* _DIRECTION_
Transcribe the records below exactly as they appear.
--- Start ---
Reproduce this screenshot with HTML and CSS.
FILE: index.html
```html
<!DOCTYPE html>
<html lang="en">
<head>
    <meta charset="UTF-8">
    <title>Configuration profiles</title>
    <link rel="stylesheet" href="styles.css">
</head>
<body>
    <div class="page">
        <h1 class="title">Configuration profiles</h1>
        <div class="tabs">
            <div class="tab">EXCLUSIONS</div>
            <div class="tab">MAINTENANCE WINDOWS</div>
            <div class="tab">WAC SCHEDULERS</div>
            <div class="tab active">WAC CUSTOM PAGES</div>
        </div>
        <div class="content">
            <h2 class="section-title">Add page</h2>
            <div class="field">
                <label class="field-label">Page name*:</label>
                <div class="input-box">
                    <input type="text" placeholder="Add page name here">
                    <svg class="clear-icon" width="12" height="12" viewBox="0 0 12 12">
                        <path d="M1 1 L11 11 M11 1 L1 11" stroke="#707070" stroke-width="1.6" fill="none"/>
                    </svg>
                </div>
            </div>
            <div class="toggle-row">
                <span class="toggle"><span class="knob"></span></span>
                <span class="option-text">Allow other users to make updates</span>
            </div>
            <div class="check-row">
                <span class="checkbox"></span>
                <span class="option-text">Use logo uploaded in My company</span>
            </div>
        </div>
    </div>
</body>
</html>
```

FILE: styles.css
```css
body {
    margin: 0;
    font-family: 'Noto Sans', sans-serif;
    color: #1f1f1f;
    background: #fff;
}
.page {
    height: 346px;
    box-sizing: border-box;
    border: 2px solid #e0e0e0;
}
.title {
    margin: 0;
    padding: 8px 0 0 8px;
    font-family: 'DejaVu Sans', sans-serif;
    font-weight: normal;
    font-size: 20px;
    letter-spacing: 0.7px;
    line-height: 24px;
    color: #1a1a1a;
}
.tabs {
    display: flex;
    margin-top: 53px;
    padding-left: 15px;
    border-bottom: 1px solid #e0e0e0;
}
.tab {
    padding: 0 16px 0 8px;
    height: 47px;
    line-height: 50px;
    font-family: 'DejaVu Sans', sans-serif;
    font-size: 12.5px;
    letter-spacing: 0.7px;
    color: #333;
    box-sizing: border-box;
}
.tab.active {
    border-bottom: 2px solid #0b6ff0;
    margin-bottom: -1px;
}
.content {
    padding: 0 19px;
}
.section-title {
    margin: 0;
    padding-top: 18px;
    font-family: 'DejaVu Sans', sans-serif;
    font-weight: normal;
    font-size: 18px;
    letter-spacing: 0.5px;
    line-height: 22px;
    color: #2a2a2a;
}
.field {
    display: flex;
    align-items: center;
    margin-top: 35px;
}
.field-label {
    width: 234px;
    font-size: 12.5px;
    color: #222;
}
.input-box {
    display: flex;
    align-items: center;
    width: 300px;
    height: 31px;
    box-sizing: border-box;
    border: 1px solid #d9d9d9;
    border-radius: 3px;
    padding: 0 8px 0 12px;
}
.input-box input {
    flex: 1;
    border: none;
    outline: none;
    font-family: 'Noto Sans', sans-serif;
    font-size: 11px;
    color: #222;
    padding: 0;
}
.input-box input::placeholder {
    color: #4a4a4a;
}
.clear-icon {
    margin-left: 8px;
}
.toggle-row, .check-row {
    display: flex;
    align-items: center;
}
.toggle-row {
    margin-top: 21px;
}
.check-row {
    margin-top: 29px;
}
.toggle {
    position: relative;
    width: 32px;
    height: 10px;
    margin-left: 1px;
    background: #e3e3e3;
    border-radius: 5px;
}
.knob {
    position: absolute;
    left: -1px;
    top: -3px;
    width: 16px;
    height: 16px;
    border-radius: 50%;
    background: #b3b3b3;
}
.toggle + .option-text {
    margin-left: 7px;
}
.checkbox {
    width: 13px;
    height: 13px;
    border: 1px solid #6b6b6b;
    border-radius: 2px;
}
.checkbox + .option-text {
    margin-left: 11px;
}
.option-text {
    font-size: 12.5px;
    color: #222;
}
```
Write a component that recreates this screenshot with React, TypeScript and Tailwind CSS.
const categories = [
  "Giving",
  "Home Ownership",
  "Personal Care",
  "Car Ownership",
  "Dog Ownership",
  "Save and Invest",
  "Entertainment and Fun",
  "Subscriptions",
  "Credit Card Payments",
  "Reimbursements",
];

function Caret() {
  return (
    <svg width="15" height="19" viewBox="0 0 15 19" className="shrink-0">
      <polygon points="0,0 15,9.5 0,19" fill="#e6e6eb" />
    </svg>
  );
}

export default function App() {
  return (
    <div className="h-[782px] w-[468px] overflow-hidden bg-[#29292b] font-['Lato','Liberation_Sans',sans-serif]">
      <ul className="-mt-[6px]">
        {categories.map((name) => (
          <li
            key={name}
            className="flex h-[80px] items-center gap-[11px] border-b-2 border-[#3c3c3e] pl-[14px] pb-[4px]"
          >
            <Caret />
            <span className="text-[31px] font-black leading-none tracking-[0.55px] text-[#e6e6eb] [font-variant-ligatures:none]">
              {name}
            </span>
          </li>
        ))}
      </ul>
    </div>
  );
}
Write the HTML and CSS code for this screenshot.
--- End ---
* _WRITTEN RESPONSE_
Reproduce this screenshot with HTML and CSS.
FILE: index.html
```html
<!DOCTYPE html>
<html lang="en">
<head>
    <meta charset="UTF-8">
    <title>Configuration profiles</title>
    <link rel="stylesheet" href="styles.css">
</head>
<body>
    <div class="page">
        <h1 class="title">Configuration profiles</h1>
        <div class="tabs">
            <div class="tab">EXCLUSIONS</div>
            <div class="tab">MAINTENANCE WINDOWS</div>
            <div class="tab">WAC SCHEDULERS</div>
            <div class="tab active">WAC CUSTOM PAGES</div>
        </div>
        <div class="content">
            <h2 class="section-title">Add page</h2>
            <div class="field">
                <label class="field-label">Page name*:</label>
                <div class="input-box">
                    <input type="text" placeholder="Add page name here">
                    <svg class="clear-icon" width="12" height="12" viewBox="0 0 12 12">
                        <path d="M1 1 L11 11 M11 1 L1 11" stroke="#707070" stroke-width="1.6" fill="none"/>
                    </svg>
                </div>
            </div>
            <div class="toggle-row">
                <span class="toggle"><span class="knob"></span></span>
                <span class="option-text">Allow other users to make updates</span>
            </div>
            <div class="check-row">
                <span class="checkbox"></span>
                <span class="option-text">Use logo uploaded in My company</span>
            </div>
        </div>
    </div>
</body>
</html>
```

FILE: styles.css
```css
body {
    margin: 0;
    font-family: 'Noto Sans', sans-serif;
    color: #1f1f1f;
    background: #fff;
}
.page {
    height: 346px;
    box-sizing: border-box;
    border: 2px solid #e0e0e0;
}
.title {
    margin: 0;
    padding: 8px 0 0 8px;
    font-family: 'DejaVu Sans', sans-serif;
    font-weight: normal;
    font-size: 20px;
    letter-spacing: 0.7px;
    line-height: 24px;
    color: #1a1a1a;
}
.tabs {
    display: flex;
    margin-top: 53px;
    padding-left: 15px;
    border-bottom: 1px solid #e0e0e0;
}
.tab {
    padding: 0 16px 0 8px;
    height: 47px;
    line-height: 50px;
    font-family: 'DejaVu Sans', sans-serif;
    font-size: 12.5px;
    letter-spacing: 0.7px;
    color: #333;
    box-sizing: border-box;
}
.tab.active {
    border-bottom: 2px solid #0b6ff0;
    margin-bottom: -1px;
}
.content {
    padding: 0 19px;
}
.section-title {
    margin: 0;
    padding-top: 18px;
    font-family: 'DejaVu Sans', sans-serif;
    font-weight: normal;
    font-size: 18px;
    letter-spacing: 0.5px;
    line-height: 22px;
    color: #2a2a2a;
}
.field {
    display: flex;
    align-items: center;
    margin-top: 35px;
}
.field-label {
    width: 234px;
    font-size: 12.5px;
    color: #222;
}
.input-box {
    display: flex;
    align-items: center;
    width: 300px;
    height: 31px;
    box-sizing: border-box;
    border: 1px solid #d9d9d9;
    border-radius: 3px;
    padding: 0 8px 0 12px;
}
.input-box input {
    flex: 1;
    border: none;
    outline: none;
    font-family: 'Noto Sans', sans-serif;
    font-size: 11px;
    color: #222;
    padding: 0;
}
.input-box input::placeholder {
    color: #4a4a4a;
}
.clear-icon {
    margin-left: 8px;
}
.toggle-row, .check-row {
    display: flex;
    align-items: center;
}
.toggle-row {
    margin-top: 21px;
}
.check-row {
    margin-top: 29px;
}
.toggle {
    position: relative;
    width: 32px;
    height: 10px;
    margin-left: 1px;
    background: #e3e3e3;
    border-radius: 5px;
}
.knob {
    position: absolute;
    left: -1px;
    top: -3px;
    width: 16px;
    height: 16px;
    border-radius: 50%;
    background: #b3b3b3;
}
.toggle + .option-text {
    margin-left: 7px;
}
.checkbox {
    width: 13px;
    height: 13px;
    border: 1px solid #6b6b6b;
    border-radius: 2px;
}
.checkbox + .option-text {
    margin-left: 11px;
}
.option-text {
    font-size: 12.5px;
    color: #222;
}
```
Write a component that recreates this screenshot with React, TypeScript and Tailwind CSS.
const categories = [
  "Giving",
  "Home Ownership",
  "Personal Care",
  "Car Ownership",
  "Dog Ownership",
  "Save and Invest",
  "Entertainment and Fun",
  "Subscriptions",
  "Credit Card Payments",
  "Reimbursements",
];

function Caret() {
  return (
    <svg width="15" height="19" viewBox="0 0 15 19" className="shrink-0">
      <polygon points="0,0 15,9.5 0,19" fill="#e6e6eb" />
    </svg>
  );
}

export default function App() {
  return (
    <div className="h-[782px] w-[468px] overflow-hidden bg-[#29292b] font-['Lato','Liberation_Sans',sans-serif]">
      <ul className="-mt-[6px]">
        {categories.map((name) => (
          <li
            key={name}
            className="flex h-[80px] items-center gap-[11px] border-b-2 border-[#3c3c3e] pl-[14px] pb-[4px]"
          >
            <Caret />
            <span className="text-[31px] font-black leading-none tracking-[0.55px] text-[#e6e6eb] [font-variant-ligatures:none]">
              {name}
            </span>
          </li>
        ))}
      </ul>
    </div>
  );
}
Write the HTML and CSS code for this screenshot.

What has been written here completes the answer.